Over-crediting for general ideas
Tagging someone for inspiring a tweet about a common topic can come across as performative. Save credit for when it's genuinely warranted -- direct references to someone's original research, unique frameworks, or specific data.
Only repurposing from big accounts
Big accounts get engagement partly because they're big accounts. Look for great ideas from smaller creators too. A tweet with 50 likes from a 500-follower account might contain a brilliant idea that just needs a bigger platform.
Building a Sustainable Content System
The real power of AI repurposing isn't any single tweet. It's the compounding effect of having a reliable system.
The 15-minute daily routine
- Search for tweets in your niche (3 minutes)
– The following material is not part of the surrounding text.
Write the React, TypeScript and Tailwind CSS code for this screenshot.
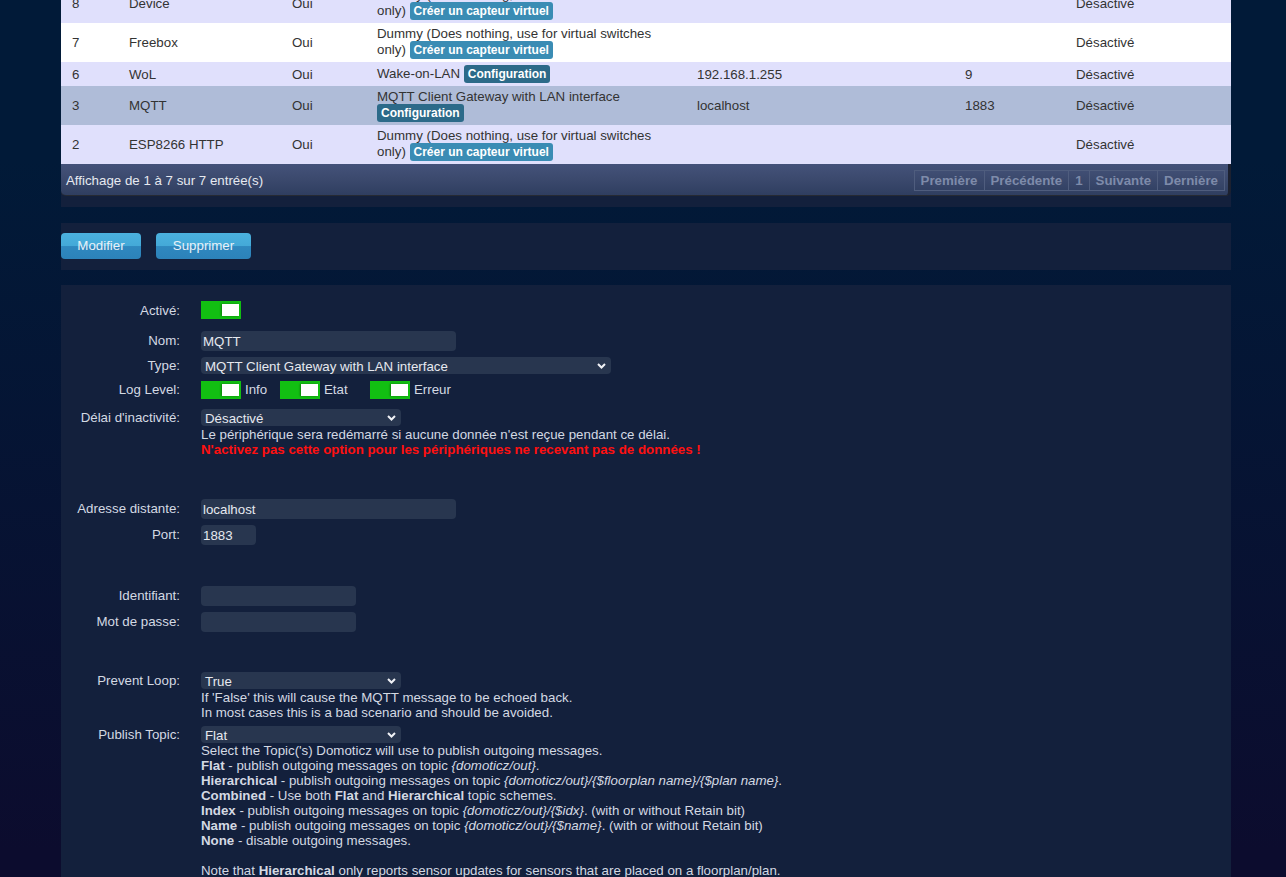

- Select 3-5 tweets with ideas that resonate (2 minutes)
- Repurpose each one with your voice and tone preferences (5 minutes)
- Review and refine the outputs (3 minutes)
- Schedule the best ones across the coming days (2 minutes)
That's 15 minutes for 3-5 high-quality tweets. Do this daily for a week, and you'll have 15-25 scheduled posts plus a backlog of drafts.
How this compounds over time
After a month of this routine, something shifts. You start recognizing patterns faster. You develop a feel for which ideas will work for your audience. Your editing becomes quicker because you know your voice better.
You'll also notice that you have more content ideas than posting slots. That's the position you want to be in. Instead of scrambling for ideas, you're choosing the best ones from an abundance of options.
From system to instinct
The ultimate goal isn't to depend on repurposing forever. As you practice, you'll internalize the formats, angles, and hooks that work. You'll start generating original tweets more easily because your brain has been trained on hundreds of proven patterns.
Repurposing isn't a crutch. It's training wheels that eventually become muscle memory.
Making It Work for You
AI tweet repurposing bridges the gap between knowing you should post and actually having something to post. It takes the hardest part of content creation -- coming up with the idea and getting the first draft down -- and makes it dramatically faster.
OpenTweet's Inspiration feature combined with Voice Learning is built specifically for this workflow. Search for high-performing tweets, repurpose them with one click, and the AI automatically applies your voice profile so the output sounds like you, not a robot. You can adjust the tone, add custom instructions, and schedule the result -- all in under a minute.
But whatever tools you use, the principle holds: start with proven ideas, add your unique perspective, and let systems do the heavy lifting. You have more to say than you think. You just need a better starting point than a blank screen.